> [Problem requirements]: The answer is one number: how many lines hold the string "component".

> [Input data]:
== == ==

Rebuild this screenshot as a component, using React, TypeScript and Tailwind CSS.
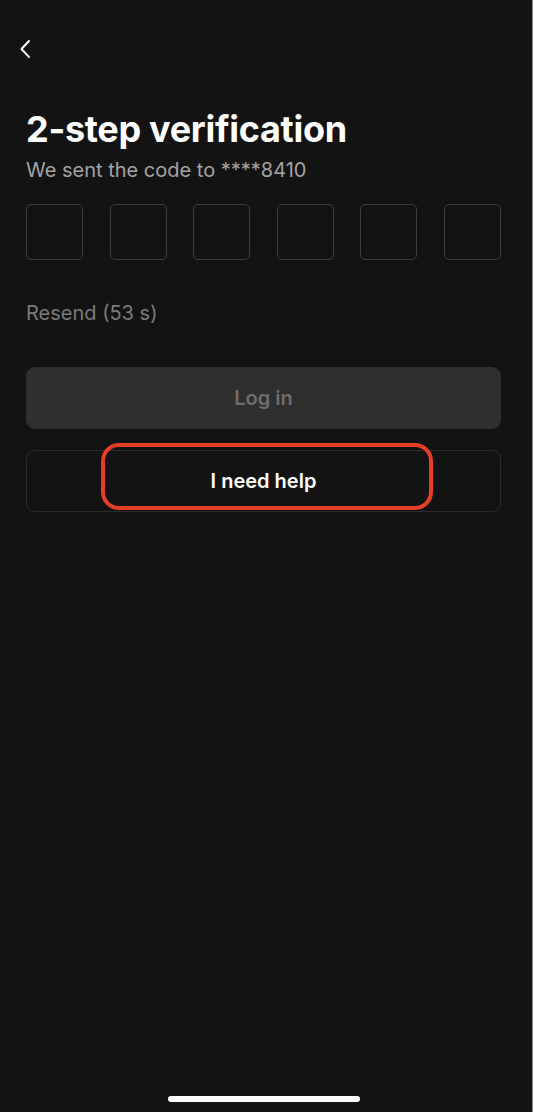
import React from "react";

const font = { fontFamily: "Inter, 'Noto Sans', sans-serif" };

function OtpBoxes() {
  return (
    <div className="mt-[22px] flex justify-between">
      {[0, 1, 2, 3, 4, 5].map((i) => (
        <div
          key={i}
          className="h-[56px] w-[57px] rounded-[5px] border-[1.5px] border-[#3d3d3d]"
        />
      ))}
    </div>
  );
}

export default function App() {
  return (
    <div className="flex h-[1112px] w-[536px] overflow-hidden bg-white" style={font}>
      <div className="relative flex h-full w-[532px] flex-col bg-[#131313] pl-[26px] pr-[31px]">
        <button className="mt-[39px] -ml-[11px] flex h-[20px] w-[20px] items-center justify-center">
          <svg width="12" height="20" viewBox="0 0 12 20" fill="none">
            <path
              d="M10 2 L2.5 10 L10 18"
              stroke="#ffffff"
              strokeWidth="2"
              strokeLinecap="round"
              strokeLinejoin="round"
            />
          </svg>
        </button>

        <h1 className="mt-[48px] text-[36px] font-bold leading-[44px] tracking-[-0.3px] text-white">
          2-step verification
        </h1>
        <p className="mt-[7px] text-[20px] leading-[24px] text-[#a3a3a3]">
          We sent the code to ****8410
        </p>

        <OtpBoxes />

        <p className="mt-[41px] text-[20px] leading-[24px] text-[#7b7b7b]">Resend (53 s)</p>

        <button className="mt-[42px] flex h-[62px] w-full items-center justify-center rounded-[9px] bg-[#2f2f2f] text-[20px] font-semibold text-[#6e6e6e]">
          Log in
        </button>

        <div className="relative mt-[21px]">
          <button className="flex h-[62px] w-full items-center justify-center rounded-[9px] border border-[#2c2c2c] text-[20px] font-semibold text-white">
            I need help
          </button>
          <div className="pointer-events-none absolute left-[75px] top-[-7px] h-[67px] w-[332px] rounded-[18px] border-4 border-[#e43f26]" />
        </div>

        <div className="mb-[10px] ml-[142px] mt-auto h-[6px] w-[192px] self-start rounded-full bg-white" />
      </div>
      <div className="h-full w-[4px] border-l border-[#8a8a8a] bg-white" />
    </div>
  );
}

== == ==

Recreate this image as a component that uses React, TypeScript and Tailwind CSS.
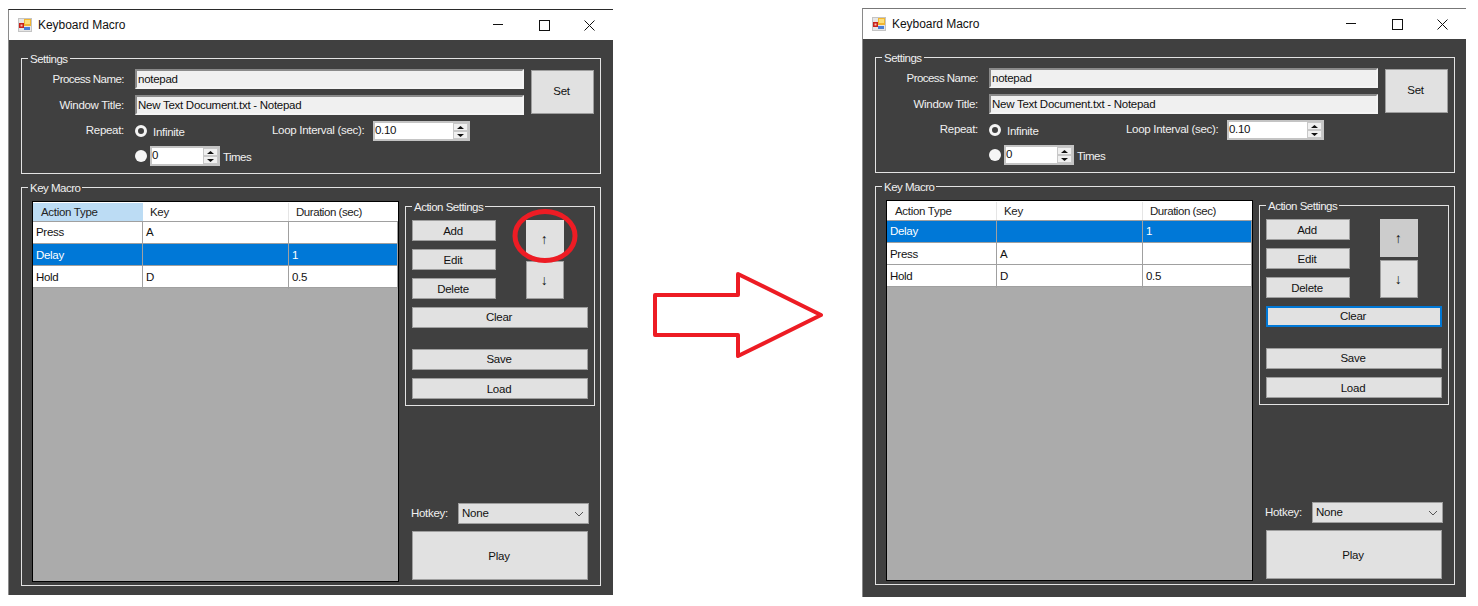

== == ==

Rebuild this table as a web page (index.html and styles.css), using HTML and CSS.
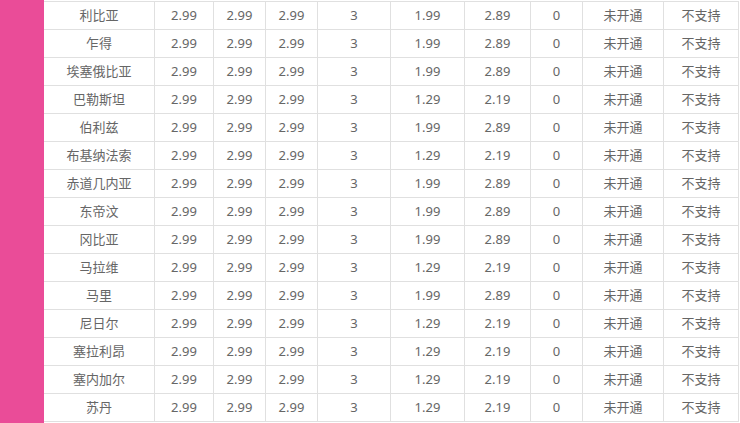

== == ==

> [Problem solution]: 2